INDIANAPOLIS (WISH) — Federal officials say it was a bump stock attached to a semi-automatic rifle that allowed a gunman to get off several hundred rounds in Las Vegas on Oct. 1, 2017.

The gunman opened fire from a hotel window and, in a very short period of time, he killed 58 people and wounded 500 more. The heinous act prompted a new federal rule banning bump stocks. 

A bump stock uses the recoil from the rifle to fire multiple rounds with one pull of the trigger, essentially turning a modern sports rifle, such as the AR or AK-47, into a machine gun. Soon after the Las Vegas shooting, Indiana state Sen. Greg Taylor introduced a bill that mirrors the current federal ban.
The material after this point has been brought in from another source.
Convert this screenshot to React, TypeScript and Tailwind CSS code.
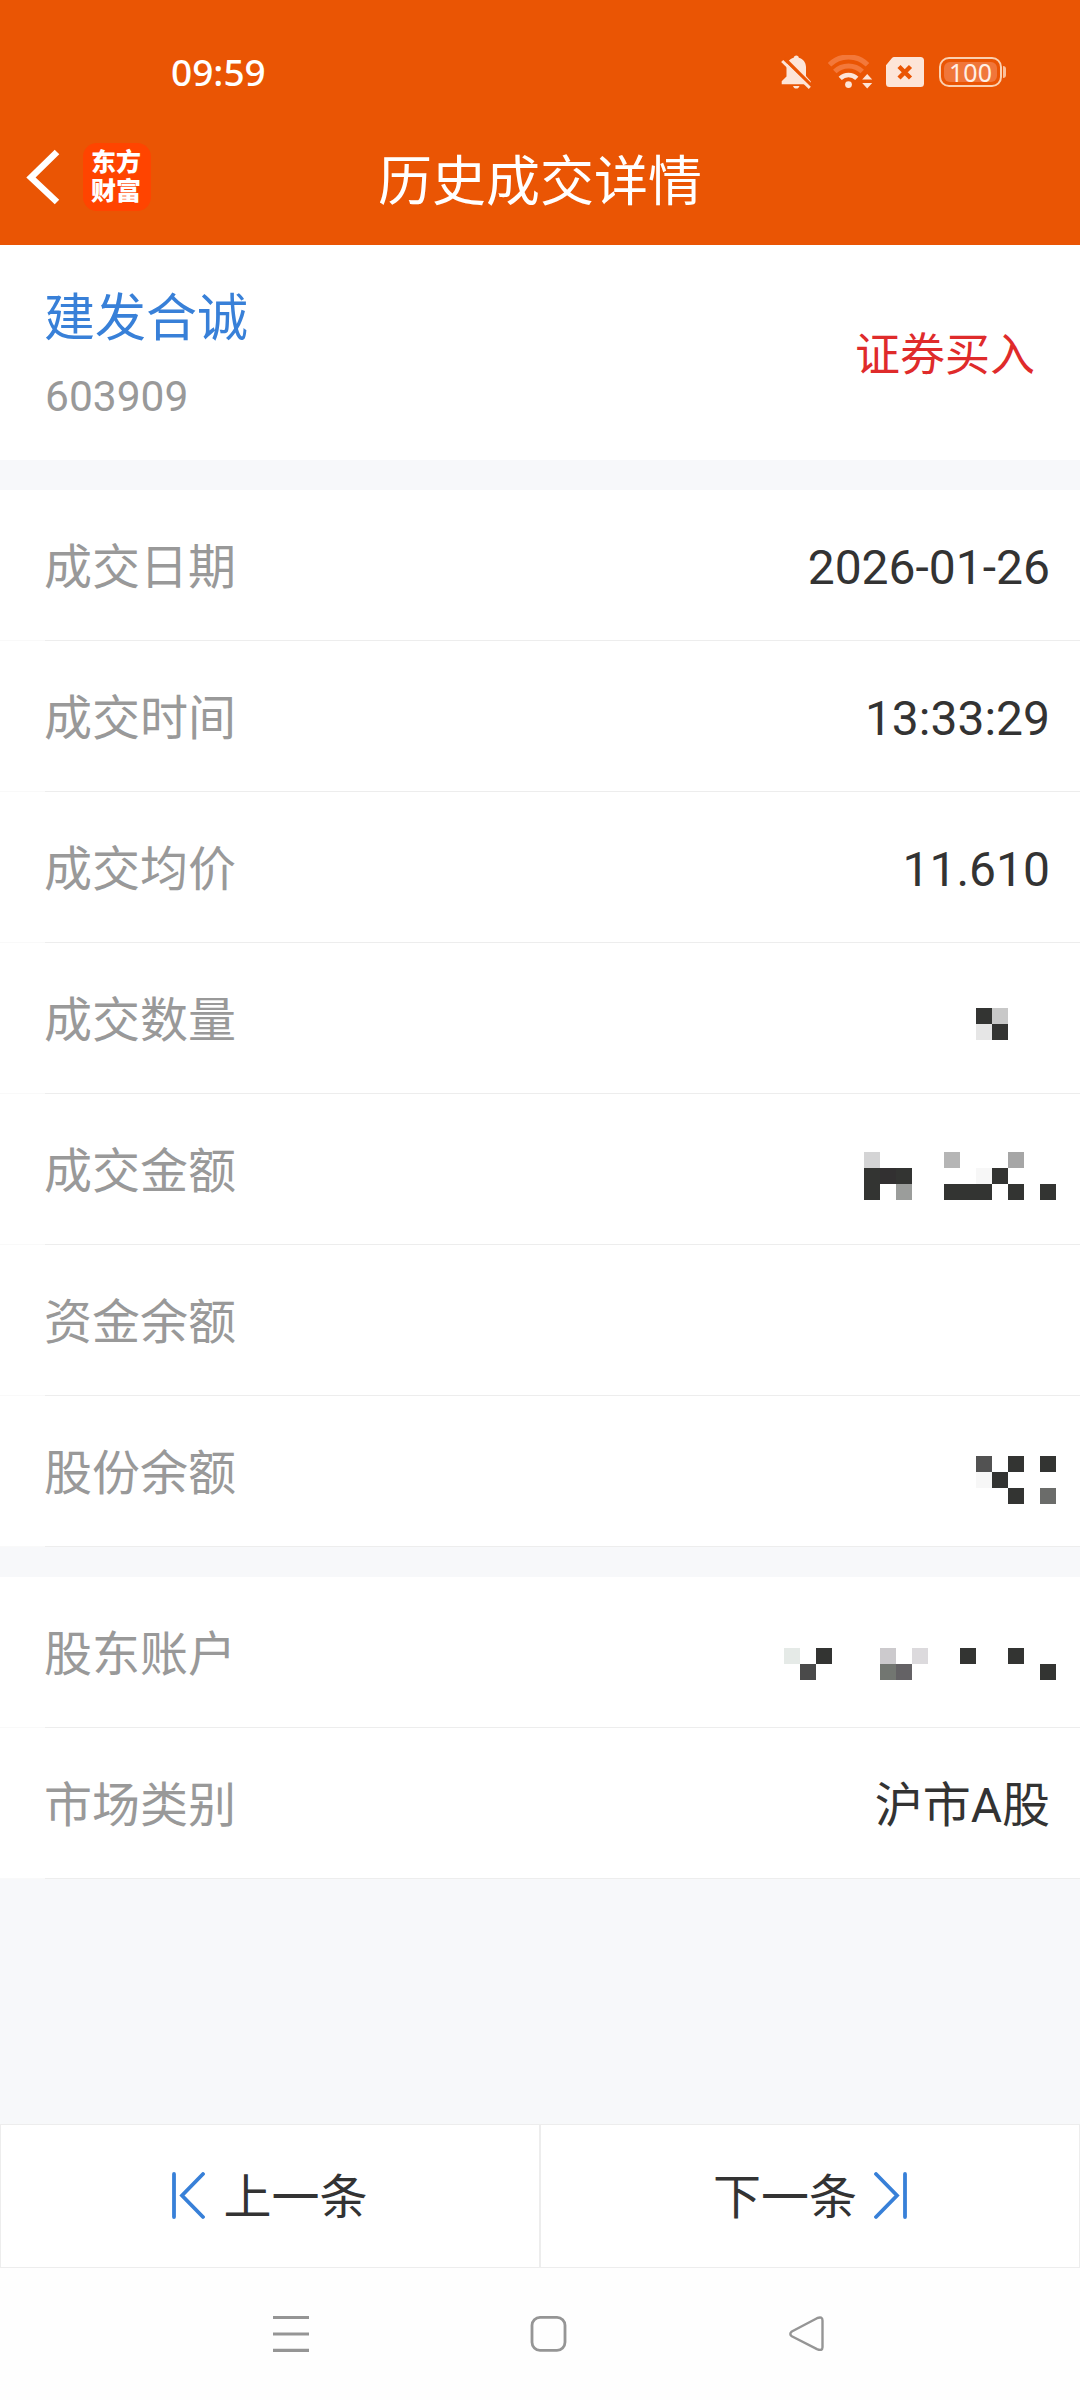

He told News 8 that automatic weapons should be reserved for the battlefield. 

“Which should only be used in times of war. Let’s just remember that’s why they were, so you could fire off as many as you could in a short period of time. And why would you need to do that if you are just going to the firing range?” said the Democrat from Indianapolis. 

Taylor says he owns an AR-15 and understands the arguments for not banning bump stocks. He also said these stocks are an accessory. 

“I want to make something very clear. It is not the government coming in and taking your guns. This is not a gun. This is an adaptation to a gun,” Taylor said. 

The ban requires bump stock owners to do one of two things:

  • Surrender the stock to a local Bureau of Alcohol, Tobacco, Firearms and Explosives office. They are asking people to call first.
  • Cut up the bump stock. There are instructions on the ATF website on how to do so safely. 

The ban has been challenged in court, and, so far, the courts have up held the ban.